CFD analysis and optimization of nano-enhanced phase change process in multiple port vented cavity equipped with encapsulated PCM under the combined effects of triple rotating cylinders and inclined magnetic field

Abstract

In this study, phase change process dynamics in a multiple vented cavity system equipped with encapsulated phase change materials (PCM) are analyzed under the combined utilization of multiple rotating cylinders and magnetic field. The applications can be found in electronic cooling, rotating type heat exchangers where PCMs are immersed in between and for control purpose of the thermal management.
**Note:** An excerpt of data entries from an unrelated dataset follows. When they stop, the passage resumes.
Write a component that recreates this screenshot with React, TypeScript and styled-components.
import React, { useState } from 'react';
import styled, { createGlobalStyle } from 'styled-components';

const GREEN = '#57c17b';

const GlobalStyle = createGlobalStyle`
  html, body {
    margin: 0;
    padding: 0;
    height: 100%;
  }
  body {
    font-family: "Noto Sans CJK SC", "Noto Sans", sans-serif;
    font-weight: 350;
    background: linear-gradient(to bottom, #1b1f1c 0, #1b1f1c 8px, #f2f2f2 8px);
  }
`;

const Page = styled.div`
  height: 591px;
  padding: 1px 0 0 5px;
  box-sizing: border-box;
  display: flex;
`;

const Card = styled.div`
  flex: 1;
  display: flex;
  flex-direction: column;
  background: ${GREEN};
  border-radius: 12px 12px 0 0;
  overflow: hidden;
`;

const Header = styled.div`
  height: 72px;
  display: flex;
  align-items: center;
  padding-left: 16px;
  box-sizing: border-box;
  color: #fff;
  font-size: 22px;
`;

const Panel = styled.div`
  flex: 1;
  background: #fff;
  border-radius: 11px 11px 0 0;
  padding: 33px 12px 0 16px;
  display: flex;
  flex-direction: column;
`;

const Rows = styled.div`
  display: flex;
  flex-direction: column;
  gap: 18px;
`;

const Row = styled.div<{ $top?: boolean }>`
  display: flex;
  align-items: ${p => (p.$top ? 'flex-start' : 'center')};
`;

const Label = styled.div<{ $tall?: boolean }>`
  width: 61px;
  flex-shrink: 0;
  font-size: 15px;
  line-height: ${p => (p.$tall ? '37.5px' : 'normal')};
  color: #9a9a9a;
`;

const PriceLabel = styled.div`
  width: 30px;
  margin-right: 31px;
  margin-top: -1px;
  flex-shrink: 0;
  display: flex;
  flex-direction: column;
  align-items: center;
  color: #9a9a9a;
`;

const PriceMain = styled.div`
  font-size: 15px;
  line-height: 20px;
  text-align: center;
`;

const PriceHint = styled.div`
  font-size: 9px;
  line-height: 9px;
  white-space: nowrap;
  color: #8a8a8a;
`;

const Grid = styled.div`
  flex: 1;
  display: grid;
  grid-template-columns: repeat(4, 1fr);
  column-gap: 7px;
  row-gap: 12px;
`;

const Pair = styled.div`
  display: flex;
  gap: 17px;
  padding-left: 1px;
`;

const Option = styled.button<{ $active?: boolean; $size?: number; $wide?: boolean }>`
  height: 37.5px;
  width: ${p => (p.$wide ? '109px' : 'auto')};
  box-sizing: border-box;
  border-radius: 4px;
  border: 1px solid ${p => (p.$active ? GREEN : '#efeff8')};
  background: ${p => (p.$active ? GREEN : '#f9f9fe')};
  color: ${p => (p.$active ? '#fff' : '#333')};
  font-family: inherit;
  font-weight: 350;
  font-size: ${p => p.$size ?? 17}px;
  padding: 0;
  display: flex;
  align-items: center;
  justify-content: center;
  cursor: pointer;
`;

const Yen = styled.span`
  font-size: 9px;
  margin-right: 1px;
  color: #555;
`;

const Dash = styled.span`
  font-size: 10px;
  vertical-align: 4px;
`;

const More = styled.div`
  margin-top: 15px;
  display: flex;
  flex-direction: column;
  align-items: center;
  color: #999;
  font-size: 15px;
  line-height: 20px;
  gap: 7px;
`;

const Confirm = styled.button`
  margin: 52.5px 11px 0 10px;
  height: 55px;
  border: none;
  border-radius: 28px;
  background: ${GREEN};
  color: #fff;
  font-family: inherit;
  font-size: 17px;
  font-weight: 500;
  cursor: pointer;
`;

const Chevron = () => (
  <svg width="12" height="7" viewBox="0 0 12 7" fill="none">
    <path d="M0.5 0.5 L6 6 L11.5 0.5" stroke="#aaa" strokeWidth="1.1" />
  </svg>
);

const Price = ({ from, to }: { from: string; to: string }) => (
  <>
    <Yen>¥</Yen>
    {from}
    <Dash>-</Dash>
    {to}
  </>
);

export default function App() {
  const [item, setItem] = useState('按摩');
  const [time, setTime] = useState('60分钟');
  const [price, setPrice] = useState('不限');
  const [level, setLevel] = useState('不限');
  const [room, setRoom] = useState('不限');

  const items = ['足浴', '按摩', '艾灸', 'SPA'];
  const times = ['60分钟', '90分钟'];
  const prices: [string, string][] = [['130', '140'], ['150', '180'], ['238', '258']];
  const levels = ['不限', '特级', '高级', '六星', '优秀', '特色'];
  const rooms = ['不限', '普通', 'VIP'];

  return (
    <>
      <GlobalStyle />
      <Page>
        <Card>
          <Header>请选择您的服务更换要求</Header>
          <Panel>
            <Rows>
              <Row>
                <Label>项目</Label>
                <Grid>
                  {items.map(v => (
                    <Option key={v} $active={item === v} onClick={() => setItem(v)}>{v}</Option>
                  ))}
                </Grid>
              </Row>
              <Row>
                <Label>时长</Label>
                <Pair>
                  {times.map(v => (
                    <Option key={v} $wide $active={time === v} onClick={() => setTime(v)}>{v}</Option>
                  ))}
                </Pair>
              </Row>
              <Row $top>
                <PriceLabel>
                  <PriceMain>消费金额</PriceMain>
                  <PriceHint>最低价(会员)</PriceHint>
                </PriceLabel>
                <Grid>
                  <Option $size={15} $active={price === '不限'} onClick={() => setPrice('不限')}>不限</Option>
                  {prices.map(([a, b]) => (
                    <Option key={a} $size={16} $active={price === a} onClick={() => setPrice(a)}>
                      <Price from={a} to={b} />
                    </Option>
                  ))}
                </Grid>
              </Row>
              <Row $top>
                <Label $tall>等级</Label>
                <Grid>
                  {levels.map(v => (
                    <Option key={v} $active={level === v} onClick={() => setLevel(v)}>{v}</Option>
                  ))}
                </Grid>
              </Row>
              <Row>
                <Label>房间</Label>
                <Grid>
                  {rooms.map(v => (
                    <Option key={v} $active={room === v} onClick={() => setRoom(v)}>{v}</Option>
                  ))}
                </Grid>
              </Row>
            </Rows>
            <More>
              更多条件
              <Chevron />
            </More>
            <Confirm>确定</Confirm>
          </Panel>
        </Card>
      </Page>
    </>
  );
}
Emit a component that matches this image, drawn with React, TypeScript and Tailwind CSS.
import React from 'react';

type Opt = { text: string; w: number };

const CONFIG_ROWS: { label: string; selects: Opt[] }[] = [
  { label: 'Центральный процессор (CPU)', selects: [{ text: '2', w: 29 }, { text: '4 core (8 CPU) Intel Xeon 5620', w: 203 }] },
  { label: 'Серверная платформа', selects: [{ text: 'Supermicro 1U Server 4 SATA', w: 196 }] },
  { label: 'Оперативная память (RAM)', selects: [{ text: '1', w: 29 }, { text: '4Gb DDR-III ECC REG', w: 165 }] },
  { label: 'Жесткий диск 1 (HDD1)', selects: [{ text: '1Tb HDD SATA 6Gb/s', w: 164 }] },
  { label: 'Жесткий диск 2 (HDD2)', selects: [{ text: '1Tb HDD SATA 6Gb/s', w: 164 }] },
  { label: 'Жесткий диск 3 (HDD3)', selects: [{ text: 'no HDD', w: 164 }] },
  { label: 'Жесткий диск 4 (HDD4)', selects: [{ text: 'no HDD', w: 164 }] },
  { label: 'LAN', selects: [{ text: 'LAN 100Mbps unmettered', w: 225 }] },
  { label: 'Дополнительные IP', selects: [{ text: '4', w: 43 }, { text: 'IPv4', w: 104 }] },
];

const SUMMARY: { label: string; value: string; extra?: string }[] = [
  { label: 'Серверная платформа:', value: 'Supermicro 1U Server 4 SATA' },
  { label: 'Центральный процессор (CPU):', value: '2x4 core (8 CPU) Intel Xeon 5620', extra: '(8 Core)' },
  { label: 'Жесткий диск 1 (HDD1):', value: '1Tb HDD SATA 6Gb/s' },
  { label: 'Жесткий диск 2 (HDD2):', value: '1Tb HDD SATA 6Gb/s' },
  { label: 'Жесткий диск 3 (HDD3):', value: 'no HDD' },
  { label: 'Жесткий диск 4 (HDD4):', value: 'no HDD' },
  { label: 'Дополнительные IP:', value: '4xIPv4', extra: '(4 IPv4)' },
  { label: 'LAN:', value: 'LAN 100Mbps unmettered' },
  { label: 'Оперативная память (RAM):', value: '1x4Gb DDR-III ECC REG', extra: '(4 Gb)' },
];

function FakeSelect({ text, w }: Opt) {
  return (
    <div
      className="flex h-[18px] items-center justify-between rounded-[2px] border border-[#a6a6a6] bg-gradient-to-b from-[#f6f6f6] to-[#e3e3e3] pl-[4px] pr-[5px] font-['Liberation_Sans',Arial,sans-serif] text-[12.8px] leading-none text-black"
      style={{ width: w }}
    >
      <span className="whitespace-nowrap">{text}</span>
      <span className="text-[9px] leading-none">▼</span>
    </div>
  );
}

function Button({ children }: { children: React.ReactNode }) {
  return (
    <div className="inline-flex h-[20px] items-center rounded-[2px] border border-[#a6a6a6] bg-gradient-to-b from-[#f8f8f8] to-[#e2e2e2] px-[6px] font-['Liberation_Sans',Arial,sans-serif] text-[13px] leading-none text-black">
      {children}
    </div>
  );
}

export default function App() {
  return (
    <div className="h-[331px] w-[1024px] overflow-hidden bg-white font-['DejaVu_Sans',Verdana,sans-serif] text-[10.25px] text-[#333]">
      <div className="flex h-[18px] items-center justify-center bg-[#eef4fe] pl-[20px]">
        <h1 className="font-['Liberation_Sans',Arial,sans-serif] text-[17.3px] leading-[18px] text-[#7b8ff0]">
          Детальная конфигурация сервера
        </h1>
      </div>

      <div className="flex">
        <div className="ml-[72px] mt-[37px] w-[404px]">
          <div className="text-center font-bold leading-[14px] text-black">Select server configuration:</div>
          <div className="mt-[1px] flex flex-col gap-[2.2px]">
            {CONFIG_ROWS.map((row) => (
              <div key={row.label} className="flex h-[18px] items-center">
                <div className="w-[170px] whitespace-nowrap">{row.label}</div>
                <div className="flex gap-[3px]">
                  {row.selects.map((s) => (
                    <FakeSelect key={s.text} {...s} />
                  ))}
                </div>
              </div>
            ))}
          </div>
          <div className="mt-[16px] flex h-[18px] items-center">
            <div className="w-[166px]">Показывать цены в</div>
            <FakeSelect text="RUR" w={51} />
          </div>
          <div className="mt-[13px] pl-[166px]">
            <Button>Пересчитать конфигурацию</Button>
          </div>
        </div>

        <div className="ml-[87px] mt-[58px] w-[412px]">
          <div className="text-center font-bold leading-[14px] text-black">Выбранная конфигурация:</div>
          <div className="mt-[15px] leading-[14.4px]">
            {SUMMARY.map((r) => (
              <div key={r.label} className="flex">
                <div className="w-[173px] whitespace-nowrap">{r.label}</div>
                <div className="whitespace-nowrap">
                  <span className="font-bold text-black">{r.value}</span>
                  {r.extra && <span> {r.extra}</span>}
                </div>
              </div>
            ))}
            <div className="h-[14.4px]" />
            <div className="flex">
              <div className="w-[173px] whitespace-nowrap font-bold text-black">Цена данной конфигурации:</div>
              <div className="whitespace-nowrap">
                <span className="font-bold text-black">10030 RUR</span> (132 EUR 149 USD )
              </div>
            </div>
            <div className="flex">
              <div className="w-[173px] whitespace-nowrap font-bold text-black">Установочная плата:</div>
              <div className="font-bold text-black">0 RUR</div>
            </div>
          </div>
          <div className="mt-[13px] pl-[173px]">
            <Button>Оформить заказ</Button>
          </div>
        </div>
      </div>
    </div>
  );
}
The numerical work is conducted for different values of rotational Reynolds number (Rew, between 0 and 10000), distance between the cylinders (sn between 0.05H and 0.2H), strength of magnetic field (Hartmann number-Ha between 0 and 50) and size of the inlet port (w between 0.075H and 0.25H, H as the cavity size). The phase change process is found to be slower for Rew up to Rew=6000 after which it becomes fast. The full transition time (tF) rises by about 170% at Rew=6000 and then reduces 62% at Rew=10000. At the highest magnetic field, the process intensifies and up to Ha=20, it becomes slower. When magnetic field is active up to Ha=20, the value of tF rises by about 46.5% as compared to case without magnetic field while a reduction of the value by 43.8% is achieved by using magnetic field at the highest strength (Ha=50). Increasing the distance between the triple cylinders and port size of the vented cavity have negative impact on the process both with and without magnetic field. The phase completion time increases by about 124% in the absence of magnetic field when port size is increased from w=0.075H to w=0.25H while the value is 33% with magnetic field at Ha=50. Optimization studies are conducted to find the optimum set of parameter at two different port sizes (w). At w=0.1H, the optimum values are found as (Ha, Rew, sn)=(49.24,4073,0.094H) and at w=0.25H, the values are (Ha, Rew, sn)=(50,2296,0.068H).